The new guidelines, purportedly created in response to demands for increased clarity from the University Task Force on Antisemitism and the Presidential Commission on Countering Hate and Building Community, are vague — as though they were intended to make any inconvenient demonstration potentially subject to police intervention. 

It’s unclear when or why a protest would require something called a “security assessment,” or even whether a protest constitutes an “event” to be registered. Moreover, the new rules contradict the existing Guidelines on Open Expression in a host of ways; Penn neglected to clarify which version should take precedence. 

The VPUL’s office, meanwhile, finds itself with even more responsibility and even less oversight. It has assumed vast control over the use of Penn’s open spaces, as well as the explicit right to demand any demonstrating student’s PennCard, even when no violations are committed. The oversight role of the Committee on Open Expression, already merely advisory, is now narrowed to the point of irrelevancy. And the new guidelines legitimize the plainly undemocratic concept of “interim sanctions” — remember how the administration had to come up with that “mandatory leave” policy to unilaterally kick protesters off campus?

And then there’s the — let’s be frank — utterly indefensible clause X.c: News media “may be asked to limit filming to specific areas of campus, especially during demonstrations, to allow Penn’s Division of Public Safety to maintain campus security.”

There’s two ways to read this — neither of them good. The more generous interpretation is that someone high up wanted a way to kick those pesky reporters off campus, jotted down “campus security” because it sounded important, and forgot to reread. A more objective reader would think — and I seriously hope this isn’t true — that our administration viewed documentation and the possibility of accountability as an obstacle to the activities of the Penn Police Department. According to some civil rights attorneys, the clause might not even be legal

To be clear, I have real respect for the University’s leaders. I know that they want what’s best for students and for Penn. The new guidelines aren’t all bad: The prohibition on doxxing fixes a gaping hole in Penn’s existing rulebook, and I applaud them for it. 

I understand the enormous pressure administrators are under; the calculation that spawned these restrictions on our rights isn’t all that hard to decipher. They’ve asked themselves the same question they’ve been asking all year — what’s scarier: angry donors or disgruntled professors? Or, to put a kinder spin on it, they weighed the benefits of free speech against their fear for students’ safety. 

I sympathize with these fears. Reading the document, I wanted to do what I’ve done all year: laugh everything off. It’s easy to giggle at the fact that “amplified sound” is permitted on Locust Walk only between the hours of 12 p.m. and 1 p.m. and to imagine Disney A Cappella getting told off for playing the “Frozen” soundtrack in front of Steinberg-Dietrich Hall. 

But I don’t think we can do that this time. This power-seizure has crossed a line: Fear has led the administration to compromise our rights and embarrass our University. And fear has pushed them to tee up another tense, exhausting academic year. 

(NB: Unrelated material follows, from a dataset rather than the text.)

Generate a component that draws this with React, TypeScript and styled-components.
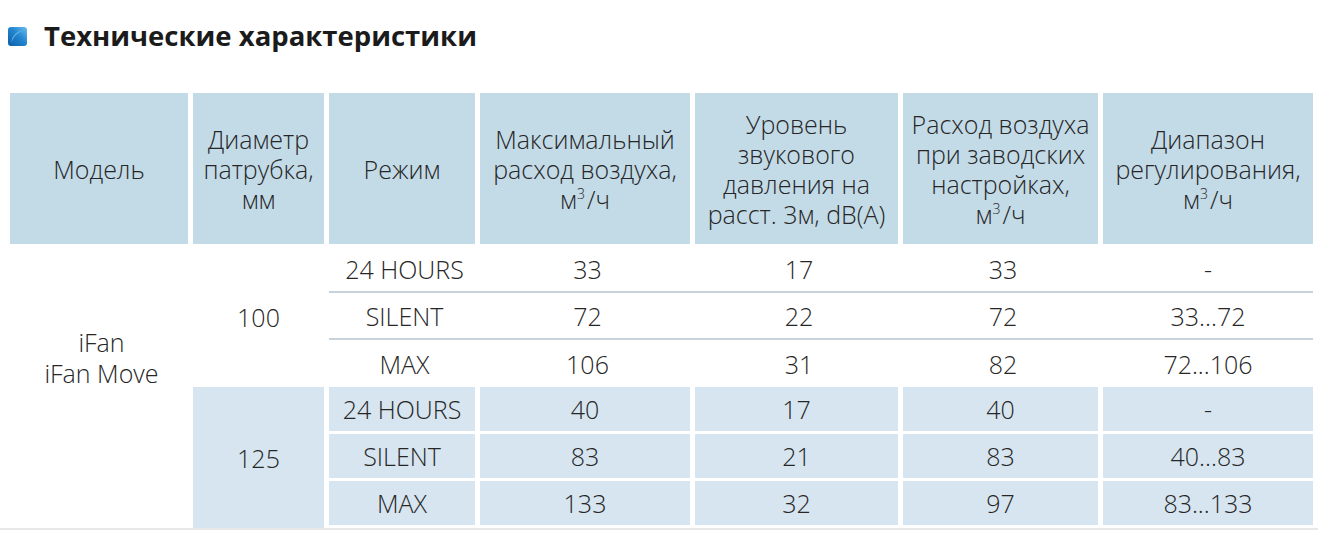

The new guidelines are sure to fan the flames of administration's ongoing conflict with our professors, while making Penn the national poster child for post-encampment repression. And the new guidelines will expand the ranks of our administration’s student detractors, pushing those who felt less implicated in last year’s conflicts to join the fray.

Jameson’s June 6 email announcing the new guidelines set out a characteristically complicated review process involving one task force, two committees, and three rounds of recommendations. Suffice it to say, we’ll be living with these rules, plus a panic-prone administration, for the foreseeable future.